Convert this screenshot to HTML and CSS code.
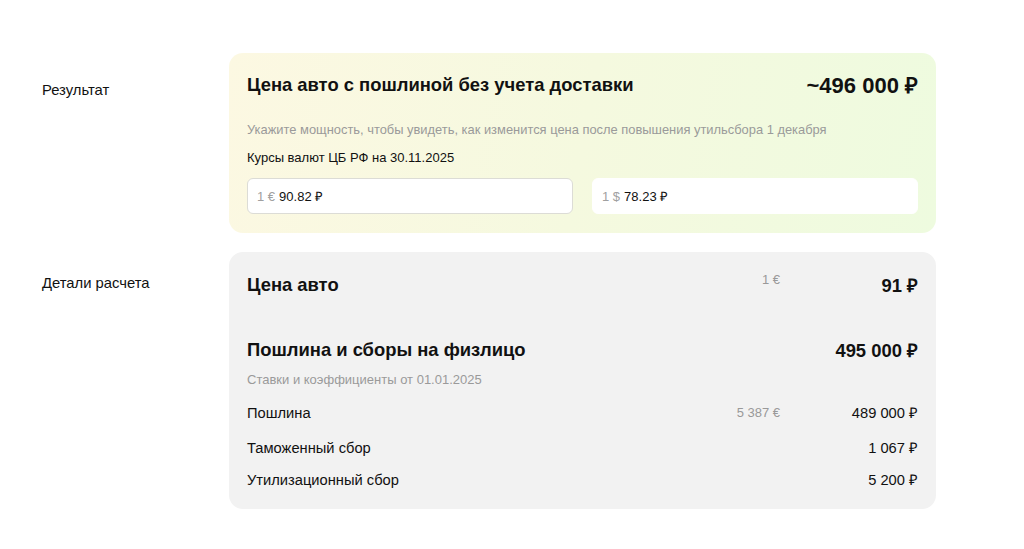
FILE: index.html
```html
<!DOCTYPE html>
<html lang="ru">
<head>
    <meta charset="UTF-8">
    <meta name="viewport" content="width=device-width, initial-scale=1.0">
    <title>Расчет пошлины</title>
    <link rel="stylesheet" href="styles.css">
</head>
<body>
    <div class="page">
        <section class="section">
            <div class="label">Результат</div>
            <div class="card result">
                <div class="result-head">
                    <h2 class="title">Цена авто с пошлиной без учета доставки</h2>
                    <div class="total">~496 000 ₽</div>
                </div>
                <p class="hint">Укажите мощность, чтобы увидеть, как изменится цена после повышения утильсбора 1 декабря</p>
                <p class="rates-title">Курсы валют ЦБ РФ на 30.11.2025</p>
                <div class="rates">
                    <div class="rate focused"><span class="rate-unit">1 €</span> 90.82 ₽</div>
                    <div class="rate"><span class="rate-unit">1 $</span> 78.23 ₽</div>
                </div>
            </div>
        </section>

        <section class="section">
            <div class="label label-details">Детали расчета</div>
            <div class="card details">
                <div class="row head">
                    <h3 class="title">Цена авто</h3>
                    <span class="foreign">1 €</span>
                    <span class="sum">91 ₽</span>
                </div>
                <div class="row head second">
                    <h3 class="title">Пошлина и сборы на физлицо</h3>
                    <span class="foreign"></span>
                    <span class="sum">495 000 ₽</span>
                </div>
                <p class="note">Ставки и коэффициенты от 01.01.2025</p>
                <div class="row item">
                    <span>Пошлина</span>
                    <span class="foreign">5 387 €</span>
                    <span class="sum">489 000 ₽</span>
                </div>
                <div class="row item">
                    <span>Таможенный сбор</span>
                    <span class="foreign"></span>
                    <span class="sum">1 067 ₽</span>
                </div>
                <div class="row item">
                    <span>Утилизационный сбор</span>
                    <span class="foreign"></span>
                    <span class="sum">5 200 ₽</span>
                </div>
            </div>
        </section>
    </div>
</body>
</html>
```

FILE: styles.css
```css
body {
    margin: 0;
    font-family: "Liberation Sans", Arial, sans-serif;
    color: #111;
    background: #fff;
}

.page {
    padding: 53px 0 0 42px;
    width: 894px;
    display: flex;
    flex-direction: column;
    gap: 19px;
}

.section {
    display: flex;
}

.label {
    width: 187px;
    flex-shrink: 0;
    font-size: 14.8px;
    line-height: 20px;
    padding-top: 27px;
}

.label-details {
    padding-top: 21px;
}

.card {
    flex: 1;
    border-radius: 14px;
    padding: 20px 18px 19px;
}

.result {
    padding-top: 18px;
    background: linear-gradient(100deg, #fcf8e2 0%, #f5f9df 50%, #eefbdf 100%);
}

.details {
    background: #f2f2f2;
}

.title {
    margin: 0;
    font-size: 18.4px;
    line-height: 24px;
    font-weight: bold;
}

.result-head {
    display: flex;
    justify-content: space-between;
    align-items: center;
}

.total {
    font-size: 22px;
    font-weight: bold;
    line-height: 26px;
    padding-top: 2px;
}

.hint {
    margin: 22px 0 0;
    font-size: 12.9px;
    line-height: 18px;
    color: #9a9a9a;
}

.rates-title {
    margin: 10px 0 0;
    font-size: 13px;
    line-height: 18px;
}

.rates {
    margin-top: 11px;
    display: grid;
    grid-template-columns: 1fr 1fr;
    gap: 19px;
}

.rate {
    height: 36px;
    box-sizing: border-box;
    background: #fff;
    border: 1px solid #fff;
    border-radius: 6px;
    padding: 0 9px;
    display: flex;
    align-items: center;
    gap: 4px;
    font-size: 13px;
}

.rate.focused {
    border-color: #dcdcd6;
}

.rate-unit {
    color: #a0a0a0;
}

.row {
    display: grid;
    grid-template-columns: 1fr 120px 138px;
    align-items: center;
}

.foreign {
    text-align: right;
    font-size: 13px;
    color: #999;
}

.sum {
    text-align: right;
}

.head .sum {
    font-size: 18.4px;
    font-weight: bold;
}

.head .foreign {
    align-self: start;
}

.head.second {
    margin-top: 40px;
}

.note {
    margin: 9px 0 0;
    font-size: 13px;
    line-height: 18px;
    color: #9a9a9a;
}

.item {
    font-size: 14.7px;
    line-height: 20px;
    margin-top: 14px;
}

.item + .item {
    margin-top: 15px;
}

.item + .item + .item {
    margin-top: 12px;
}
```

#####

Leave out the pictures and print every line of the data exactly.

> _Completed exercise_
Convert this screenshot to HTML and CSS code.
FILE: index.html
```html
<!DOCTYPE html>
<html lang="ru">
<head>
    <meta charset="UTF-8">
    <meta name="viewport" content="width=device-width, initial-scale=1.0">
    <title>Расчет пошлины</title>
    <link rel="stylesheet" href="styles.css">
</head>
<body>
    <div class="page">
        <section class="section">
            <div class="label">Результат</div>
            <div class="card result">
                <div class="result-head">
                    <h2 class="title">Цена авто с пошлиной без учета доставки</h2>
                    <div class="total">~496 000 ₽</div>
                </div>
                <p class="hint">Укажите мощность, чтобы увидеть, как изменится цена после повышения утильсбора 1 декабря</p>
                <p class="rates-title">Курсы валют ЦБ РФ на 30.11.2025</p>
                <div class="rates">
                    <div class="rate focused"><span class="rate-unit">1 €</span> 90.82 ₽</div>
                    <div class="rate"><span class="rate-unit">1 $</span> 78.23 ₽</div>
                </div>
            </div>
        </section>

        <section class="section">
            <div class="label label-details">Детали расчета</div>
            <div class="card details">
                <div class="row head">
                    <h3 class="title">Цена авто</h3>
                    <span class="foreign">1 €</span>
                    <span class="sum">91 ₽</span>
                </div>
                <div class="row head second">
                    <h3 class="title">Пошлина и сборы на физлицо</h3>
                    <span class="foreign"></span>
                    <span class="sum">495 000 ₽</span>
                </div>
                <p class="note">Ставки и коэффициенты от 01.01.2025</p>
                <div class="row item">
                    <span>Пошлина</span>
                    <span class="foreign">5 387 €</span>
                    <span class="sum">489 000 ₽</span>
                </div>
                <div class="row item">
                    <span>Таможенный сбор</span>
                    <span class="foreign"></span>
                    <span class="sum">1 067 ₽</span>
                </div>
                <div class="row item">
                    <span>Утилизационный сбор</span>
                    <span class="foreign"></span>
                    <span class="sum">5 200 ₽</span>
                </div>
            </div>
        </section>
    </div>
</body>
</html>
```

FILE: styles.css
```css
body {
    margin: 0;
    font-family: "Liberation Sans", Arial, sans-serif;
    color: #111;
    background: #fff;
}

.page {
    padding: 53px 0 0 42px;
    width: 894px;
    display: flex;
    flex-direction: column;
    gap: 19px;
}

.section {
    display: flex;
}

.label {
    width: 187px;
    flex-shrink: 0;
    font-size: 14.8px;
    line-height: 20px;
    padding-top: 27px;
}

.label-details {
    padding-top: 21px;
}

.card {
    flex: 1;
    border-radius: 14px;
    padding: 20px 18px 19px;
}

.result {
    padding-top: 18px;
    background: linear-gradient(100deg, #fcf8e2 0%, #f5f9df 50%, #eefbdf 100%);
}

.details {
    background: #f2f2f2;
}

.title {
    margin: 0;
    font-size: 18.4px;
    line-height: 24px;
    font-weight: bold;
}

.result-head {
    display: flex;
    justify-content: space-between;
    align-items: center;
}

.total {
    font-size: 22px;
    font-weight: bold;
    line-height: 26px;
    padding-top: 2px;
}

.hint {
    margin: 22px 0 0;
    font-size: 12.9px;
    line-height: 18px;
    color: #9a9a9a;
}

.rates-title {
    margin: 10px 0 0;
    font-size: 13px;
    line-height: 18px;
}

.rates {
    margin-top: 11px;
    display: grid;
    grid-template-columns: 1fr 1fr;
    gap: 19px;
}

.rate {
    height: 36px;
    box-sizing: border-box;
    background: #fff;
    border: 1px solid #fff;
    border-radius: 6px;
    padding: 0 9px;
    display: flex;
    align-items: center;
    gap: 4px;
    font-size: 13px;
}

.rate.focused {
    border-color: #dcdcd6;
}

.rate-unit {
    color: #a0a0a0;
}

.row {
    display: grid;
    grid-template-columns: 1fr 120px 138px;
    align-items: center;
}

.foreign {
    text-align: right;
    font-size: 13px;
    color: #999;
}

.sum {
    text-align: right;
}

.head .sum {
    font-size: 18.4px;
    font-weight: bold;
}

.head .foreign {
    align-self: start;
}

.head.second {
    margin-top: 40px;
}

.note {
    margin: 9px 0 0;
    font-size: 13px;
    line-height: 18px;
    color: #9a9a9a;
}

.item {
    font-size: 14.7px;
    line-height: 20px;
    margin-top: 14px;
}

.item + .item {
    margin-top: 15px;
}

.item + .item + .item {
    margin-top: 12px;
}
```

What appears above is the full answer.